Records shown >>
** Begin **
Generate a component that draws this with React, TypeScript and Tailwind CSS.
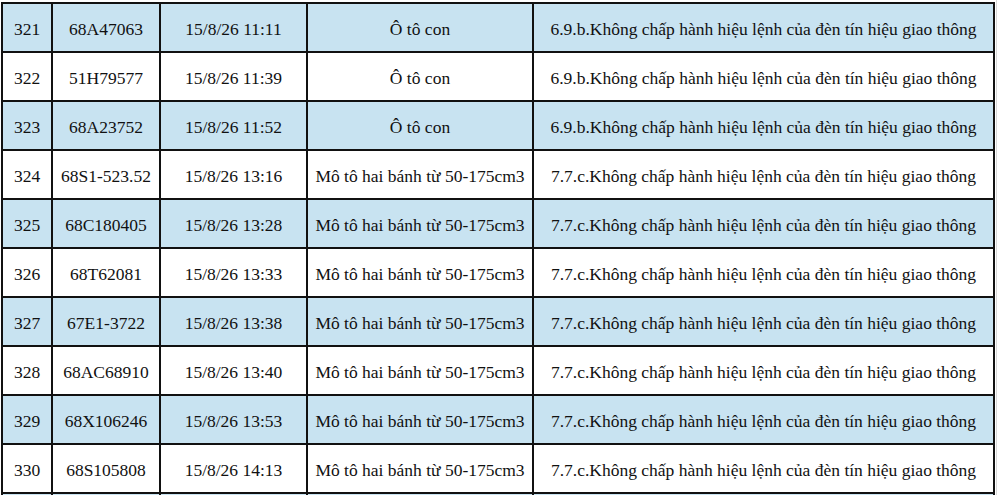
import React from "react";

const rows = [
  ["321", "68A47063", "15/8/26 11:11", "Ô tô con", "6.9.b.Không chấp hành hiệu lệnh của đèn tín hiệu giao thông"],
  ["322", "51H79577", "15/8/26 11:39", "Ô tô con", "6.9.b.Không chấp hành hiệu lệnh của đèn tín hiệu giao thông"],
  ["323", "68A23752", "15/8/26 11:52", "Ô tô con", "6.9.b.Không chấp hành hiệu lệnh của đèn tín hiệu giao thông"],
  ["324", "68S1-523.52", "15/8/26 13:16", "Mô tô hai bánh từ 50-175cm3", "7.7.c.Không chấp hành hiệu lệnh của đèn tín hiệu giao thông"],
  ["325", "68C180405", "15/8/26 13:28", "Mô tô hai bánh từ 50-175cm3", "7.7.c.Không chấp hành hiệu lệnh của đèn tín hiệu giao thông"],
  ["326", "68T62081", "15/8/26 13:33", "Mô tô hai bánh từ 50-175cm3", "7.7.c.Không chấp hành hiệu lệnh của đèn tín hiệu giao thông"],
  ["327", "67E1-3722", "15/8/26 13:38", "Mô tô hai bánh từ 50-175cm3", "7.7.c.Không chấp hành hiệu lệnh của đèn tín hiệu giao thông"],
  ["328", "68AC68910", "15/8/26 13:40", "Mô tô hai bánh từ 50-175cm3", "7.7.c.Không chấp hành hiệu lệnh của đèn tín hiệu giao thông"],
  ["329", "68X106246", "15/8/26 13:53", "Mô tô hai bánh từ 50-175cm3", "7.7.c.Không chấp hành hiệu lệnh của đèn tín hiệu giao thông"],
  ["330", "68S105808", "15/8/26 14:13", "Mô tô hai bánh từ 50-175cm3", "7.7.c.Không chấp hành hiệu lệnh của đèn tín hiệu giao thông"],
  ["", "", "", "", ""],
];

export default function App() {
  return (
    <div
      className="w-[998px] h-[495px] overflow-hidden bg-white pl-[1px] pt-[2px] relative"
      style={{ fontFamily: '"Liberation Serif", "Times New Roman", serif' }}
    >
      <div className="absolute right-[1px] top-0 h-full w-px bg-[#d8d8d8]" />
      <div className="w-[994px] grid grid-cols-[48px_106px_145px_224px_459px] auto-rows-[47px] gap-[2px] p-[2px] bg-[#111]">
        {rows.map((r, i) => {
          const bg = i % 2 === 0 ? "bg-[#c8e3f1]" : "bg-white";
          return r.map((c, j) => (
            <div
              key={`${i}-${j}`}
              className={`${bg} flex items-center justify-center whitespace-nowrap text-[17.5px] text-[#111] pt-[4px]`}
            >
              {c}
            </div>
          ));
        })}
      </div>
    </div>
  );
}
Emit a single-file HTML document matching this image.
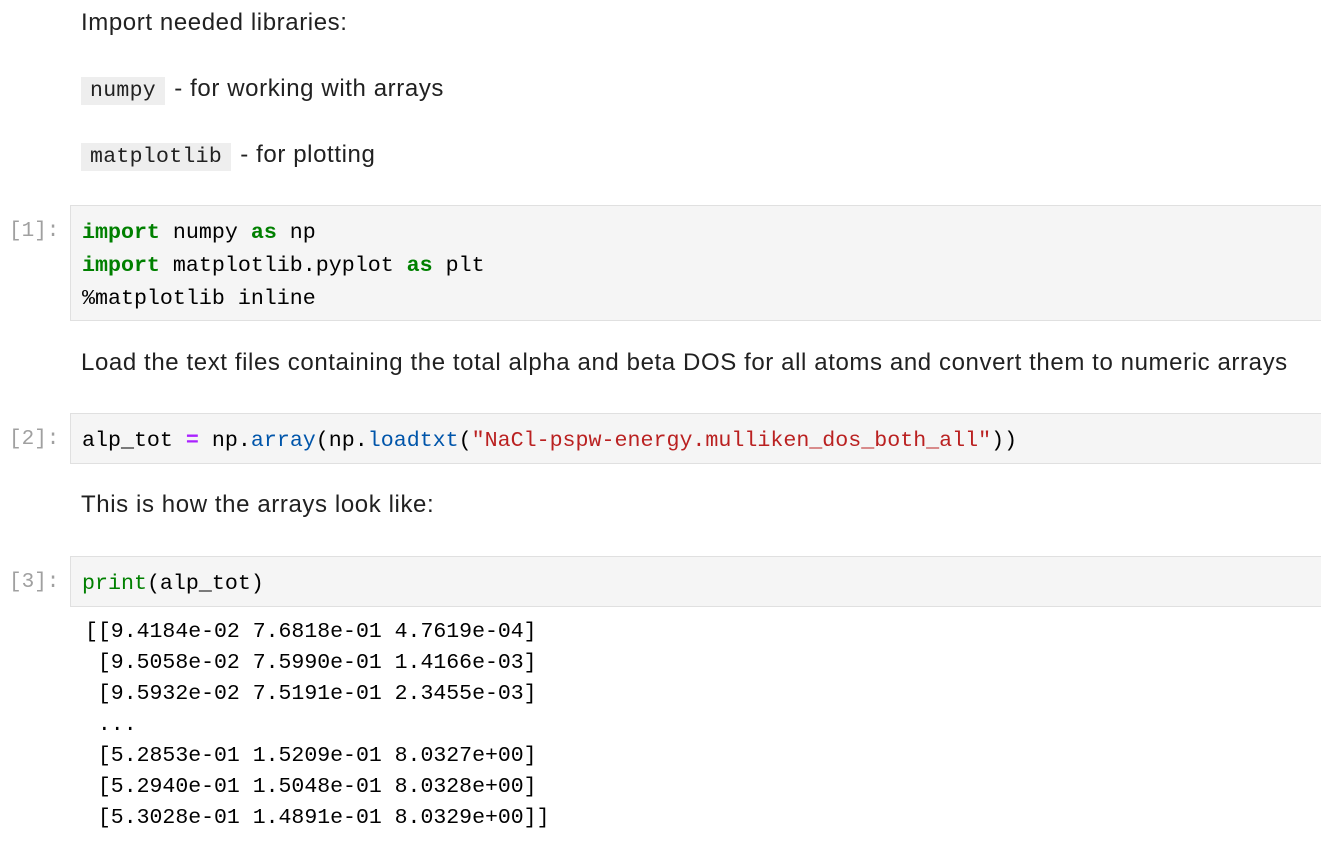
<!DOCTYPE html>
<html><head><meta charset="utf-8"><style>
body{margin:0;background:#fff;width:1321px;height:844px;overflow:hidden;position:relative;font-family:"Liberation Sans",sans-serif;color:#212121}
.t{position:absolute;left:81px;font-size:24px;letter-spacing:0.6px;line-height:30px;white-space:nowrap}
.c{font-family:"Liberation Mono",monospace;font-size:21.5px;letter-spacing:0.3px;background:#eee;padding:2px 9px;margin-right:2px}
.box{position:absolute;left:70px;right:0;background:#f5f5f5;border:1px solid #e0e0e0;border-right:none}
.code{position:absolute;left:82px;font-family:"Liberation Mono",monospace;font-size:21.65px;line-height:33px;white-space:pre;color:#000}
.p{position:absolute;left:9px;font-family:"Liberation Mono",monospace;font-size:21px;color:#a0a0a0}
.k{color:#008000;font-weight:bold}.f{color:#008000}.b{color:#0055aa}.s{color:#ba2121}.o{color:#aa22ff;font-weight:bold}
.out{position:absolute;left:85px;top:617px;font-family:"Liberation Mono",monospace;font-size:21.5px;line-height:31px;white-space:pre;color:#000}
</style></head><body>
<div class="t" style="top:8px">Import needed libraries:</div>
<div class="t" style="top:74px"><span class="c">numpy</span> - for working with arrays</div>
<div class="t" style="top:140px"><span class="c">matplotlib</span> - for plotting</div>
<div class="box" style="top:205px;height:114px"></div>
<div class="p" style="top:220px">[1]:</div>
<div class="code" style="top:216px"><span class="k">import</span> numpy <span class="k">as</span> np
<span class="k">import</span> matplotlib.pyplot <span class="k">as</span> plt
%matplotlib inline</div>
<div class="t" style="top:348px">Load the text files containing the total alpha and beta DOS for all atoms and convert them to numeric arrays</div>
<div class="box" style="top:413px;height:49px"></div>
<div class="p" style="top:428px">[2]:</div>
<div class="code" style="top:424px">alp_tot <span class="o">=</span> np.<span class="b">array</span>(np.<span class="b">loadtxt</span>(<span class="s">"NaCl-pspw-energy.mulliken_dos_both_all"</span>))</div>
<div class="t" style="top:490px">This is how the arrays look like:</div>
<div class="box" style="top:556px;height:49px"></div>
<div class="p" style="top:571px">[3]:</div>
<div class="code" style="top:567px"><span class="f">print</span>(alp_tot)</div>
<div class="out">[[9.4184e-02 7.6818e-01 4.7619e-04]
 [9.5058e-02 7.5990e-01 1.4166e-03]
 [9.5932e-02 7.5191e-01 2.3455e-03]
 ...
 [5.2853e-01 1.5209e-01 8.0327e+00]
 [5.2940e-01 1.5048e-01 8.0328e+00]
 [5.3028e-01 1.4891e-01 8.0329e+00]]</div>
</body></html>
** End **
Copy the records above exactly, from the first line through the line containing "import React from", and leave out the pictures.

The output >>
Generate a component that draws this with React, TypeScript and Tailwind CSS.
import React from "react";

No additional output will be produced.